Beth Camp Historical Fiction

Sunday, December 18, 2011

Visiting Tasmania . . .

So what's a writer to do when actually visiting the locale of your current work in progress is impossible? Ask if you are a visual person and jump on the internet. This panorama of paintings showing Hobart Town between 1820-1860 helped me "see" into a very different time and place where my characters live and struggle.



This day trip to Port Arthur by Tim Hoosier helps me to visualize what was once a harsh and forbidding prison. Few escaped for the wardens and guards perpetuated the idea that the waters surrounding this stubby peninsula were shark-infested.



This grisly National Geographic video highlights the dreaded Tasmanian Devil. In photos, this small cousin to the more familiar kangaroo is rather cute. But after seeing this video, I now have a scene where Mac goes out into the night to investigate what sounds like a woman screaming.



National Novel Writing Month was good to me. After a month of not writing at all (due to travel and family illness), November kicked me back. Years of Stone is now at 36,000 words and I'm facing my next challenge: Making sure the historical underpinning is dead accurate.

May your own writing go well.

Thursday, September 15, 2011

Revising character . . .

I came to my writing this week not wanting to admit that I was disenchanted with my main character, Deidre. In Standing Stones, Book 1, Deidre was brave. She followed Mac to Van Dieman's Land, flaunting convention, at a time when women had few resources. She became a teacher through her own will, and stood up to her mother and her minister to pursue her own destiny. Yet in Years of Stone, Book 2, once in Tasmania, she deflates, overwhelmed by bustling Hobart Town, unsure of her place, easily cowed by the upper class. No wonder I don't like her any more. This wasn't Deidre.

So when Deidre lands in Tasmania in 1842, would she be less overwhelmed? Is her feeling of ineffectualness really a mirror to my own sense of “Gosh, where am I?” in this not-so-clearly-understood colonial past?
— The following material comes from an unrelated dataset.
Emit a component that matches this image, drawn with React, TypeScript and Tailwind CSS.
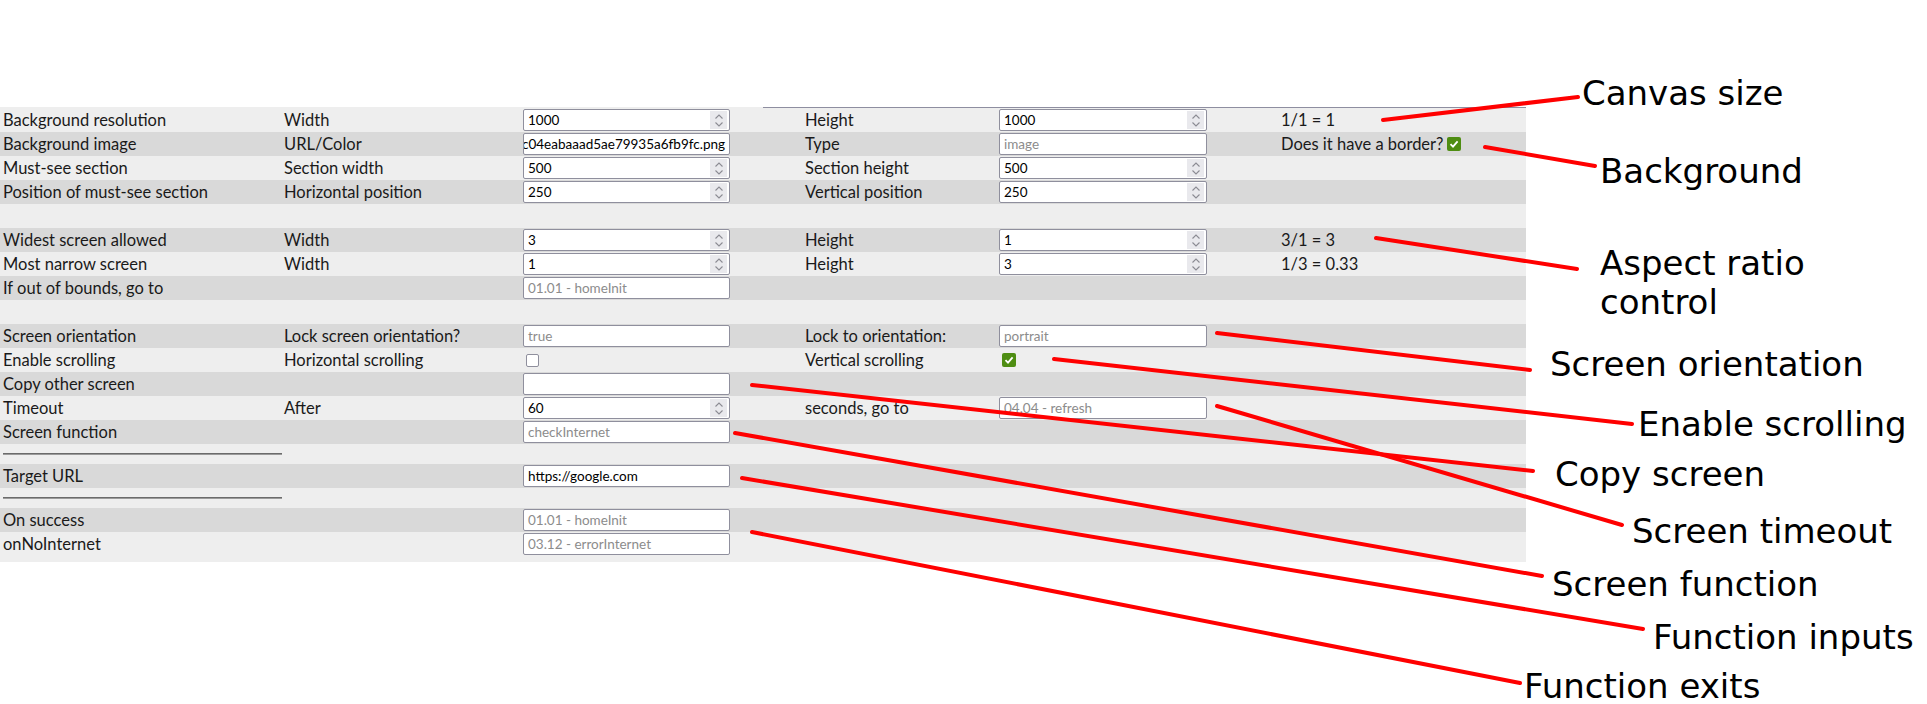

She’s not bowed over by convention. In common with Mac, she has the courage to stand up to those in power.

In Standing Stones, both Mac and Deidre suffered for their stand. In Years of Stone, they would not change. They will fight for something, and, they will succeed.

Lady Jane Franklin, the wife of Lieutenant-Governor John Franklin, is a powerful figure in Tasmanian history, but Deidre does not seek approval from her, nor does she aspire to the upper class. So I need to discover what Deidre and Mac are likely to stand for and to defend. That's at the macro level and will help me "see" the resolution of Deidre's initial decision to follow Mac to this faraway land where so many were transported.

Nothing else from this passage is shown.